The group of mice which received sub-lethal infection doses of PR8, and the group of mice which received vaccines of killed PR8, had different immunosignatures. The two groups of mice immunized with the seasonal flu vaccines also had immunosignatures which were distinct from each other. This demonstrates that the immunosignature platform can be used to distinguish between very similar vaccines. The immunosignature of known protection (here, the signature of mice immunized with the killed virus), was compared to the immunosignatures of the mice groups given less protective vaccines. The more protective a mouse's vaccine was, the closer that mouse's immunosignature was to the protected signature.

=== Cancer Detection ===
As the immunosignature platform is useful for any disease which engages the immune system, it was tested to determine if distinct immunosignatures could be determined for various cancers.

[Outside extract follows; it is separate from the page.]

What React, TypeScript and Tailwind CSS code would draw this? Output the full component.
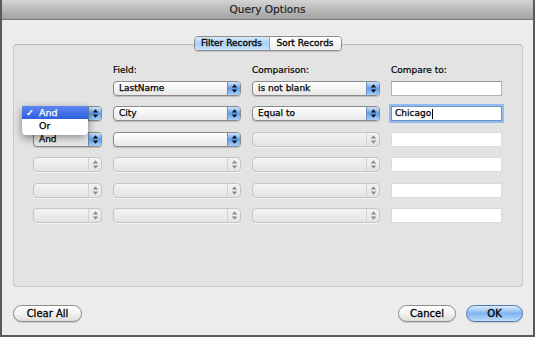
import React from "react";

function Arrows({ color }: { color: string }) {
  return (
    <svg width="7" height="11" viewBox="0 0 7 11">
      <path d="M3.5 1.2 L6.2 4.5 H0.8 Z" fill={color} />
      <path d="M3.5 9.8 L6.2 6.5 H0.8 Z" fill={color} />
    </svg>
  );
}

function Popup({ text, disabled }: { text?: string; disabled?: boolean }) {
  if (disabled) {
    return (
      <div className="flex h-[15px] rounded-[4px] border border-[#c4c4c4] bg-linear-to-b from-[#f3f3f3] to-[#e4e4e4] overflow-hidden shadow-[0_1px_0_rgba(255,255,255,0.6)]">
        <div className="flex-1" />
        <div className="w-[13px] flex items-center justify-center border-l border-[#d2d2d2]">
          <Arrows color="#8c8c8c" />
        </div>
      </div>
    );
  }
  return (
    <div className="flex h-[15px] rounded-[4px] border border-[#8a8a8a] bg-linear-to-b from-white to-[#e8e8e8] overflow-hidden shadow-[0_1px_1px_rgba(0,0,0,0.18)]">
      <div className="flex-1 pl-[5px] text-[9px] leading-[13px] text-black whitespace-nowrap [-webkit-text-stroke:0.25px_#000]">{text}</div>
      <div className="w-[13px] flex items-center justify-center bg-linear-to-b from-[#cfe4fb] via-[#5f9de9] to-[#a8d0f7] border-l border-[#6d8fbf]">
        <Arrows color="#101010" />
      </div>
    </div>
  );
}

function TextField({ light, children, focus }: { light?: boolean; children?: React.ReactNode; focus?: boolean }) {
  if (focus) {
    return (
      <div className="h-[15px] bg-white border border-[#6f93c6] ring-2 ring-[#93bbef] flex items-center pl-[3px] text-[9px] text-black [-webkit-text-stroke:0.25px_#000]">
        {children}
      </div>
    );
  }
  return (
    <div
      className={
        "h-[15px] bg-white border " +
        (light ? "border-[#dadada]" : "border-[#b4b4b4] border-t-[#969696]")
      }
    />
  );
}

function Button({ label, primary, w }: { label: string; primary?: boolean; w: string }) {
  return (
    <div
      className={
        "h-[17px] rounded-full border flex items-center justify-center text-[10px] text-black [-webkit-text-stroke:0.3px_#000] shadow-[0_1px_1px_rgba(0,0,0,0.15)] " +
        w +
        (primary
          ? " border-[#5579b0] bg-linear-to-b from-[#dcecfc] via-[#7fb5f0] to-[#bcdcfa]"
          : " border-[#8a8a8a] bg-linear-to-b from-white via-[#f2f2f2] to-[#dedede]")
      }
    >
      {label}
    </div>
  );
}

export default function App() {
  return (
    <div className="w-[535px] h-[337px] flex flex-col bg-[#ececec] border-x-2 border-b-2 border-[#5a5a5a] font-['DejaVu_Sans',sans-serif] overflow-hidden">
      {/* title bar */}
      <div className="h-[20px] shrink-0 flex items-center justify-center bg-linear-to-b from-[#d4d4d4] to-[#a2a2a2] border-b border-[#7b7b7b] text-[10.5px] text-[#1e1e1e] [-webkit-text-stroke:0.2px_#1e1e1e]">
        Query Options
      </div>

      {/* tabs */}
      <div className="mt-[16px] flex justify-center relative z-10">
        <div className="flex h-[15px] rounded-[4px] border border-[#8e8e8e] overflow-hidden text-[9px] leading-[13px] text-black [-webkit-text-stroke:0.3px_#000] shadow-[0_1px_1px_rgba(0,0,0,0.15)]">
          <div className="w-[75px] flex items-center justify-center bg-linear-to-b from-[#d9ebfc] via-[#a9d0f6] to-[#c8e3fb] border-r border-[#8aa4c8]">
            Filter Records
          </div>
          <div className="w-[71px] flex items-center justify-center bg-linear-to-b from-white to-[#ececec]">
            Sort Records
          </div>
        </div>
      </div>

      {/* panel */}
      <div className="ml-[11px] mr-[10px] -mt-[7px] h-[243px] rounded-[4px] border border-[#c9c9c9] border-t-[#b9b9b9] bg-[#e3e3e3] pl-[19px] pt-[19px]">
        <div className="grid grid-cols-[69px_128px_128px_111px] gap-x-[11px] text-[9px] leading-[12px] text-black [-webkit-text-stroke:0.2px_#000]">
          <div className="h-[12px]" />
          <div className="h-[12px]">Field:</div>
          <div className="h-[12px]">Comparison:</div>
          <div className="h-[12px]">Compare to:</div>
        </div>
        <div className="mt-[5px] grid grid-cols-[69px_128px_128px_111px] gap-x-[11px] gap-y-[10.4px]">
          {/* row 1 */}
          <div className="h-[15px]" />
          <Popup text="LastName" />
          <Popup text="is not blank" />
          <TextField />
          {/* row 2 */}
          <div className="relative">
            <Popup text="" />
            <div className="absolute left-[-11px] top-0 w-[66px] pb-[3px] bg-white rounded-b-[4px] shadow-[0_3px_9px_rgba(0,0,0,0.45)] z-20 text-[9.5px] [-webkit-text-stroke:0.25px_currentColor]">
              <div className="h-[13px] flex items-center bg-linear-to-b from-[#5d86ee] to-[#2f5ee0] text-white">
                <span className="w-[17px] pl-[4px]">✓</span>
                <span>And</span>
              </div>
              <div className="h-[13px] flex items-center text-black">
                <span className="w-[17px]" />
                <span>Or</span>
              </div>
            </div>
          </div>
          <Popup text="City" />
          <Popup text="Equal to" />
          <TextField focus>
            Chicago<span className="ml-[1px] inline-block w-[1px] h-[10px] bg-black" />
          </TextField>
          {/* row 3 */}
          <Popup text="And" />
          <Popup text="" />
          <Popup disabled />
          <TextField light />
          {/* rows 4-6 */}
          <Popup disabled />
          <Popup disabled />
          <Popup disabled />
          <TextField light />
          <Popup disabled />
          <Popup disabled />
          <Popup disabled />
          <TextField light />
          <Popup disabled />
          <Popup disabled />
          <Popup disabled />
          <TextField light />
        </div>
      </div>

      {/* buttons */}
      <div className="mt-[18px] ml-[11px] mr-[10px] flex items-center">
        <Button label="Clear All" w="w-[69px]" />
        <div className="flex-1" />
        <Button label="Cancel" w="w-[58px]" />
        <div className="w-[10px]" />
        <Button label="OK" primary w="w-[57px]" />
      </div>
    </div>
  );
}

Using the 10,000 peptide array, comparing against healthy control samples was used to establish immunosignatures for the five different cancers tested. Healthy versus cancer state samples were distinguishable, but there was a slight overlap of the signatures among the cancers. This resulted in a loss of specificity in distinguishing between cancers using immunosignatures. To resolve this, peptides were determined to be statistically significant in the cancer signatures using more stringent selection processes. This eliminated the peptides in common between various cancers, and this selection of peptides was used to distinguish between the cancers, with 95% specificity.

== Patent and commercialization ==
Patent: "Compound Arrays for Sample Profiling", WO 2,010,148,365, inventor(s): Johnston, Stephen A; Stafford, Phillip.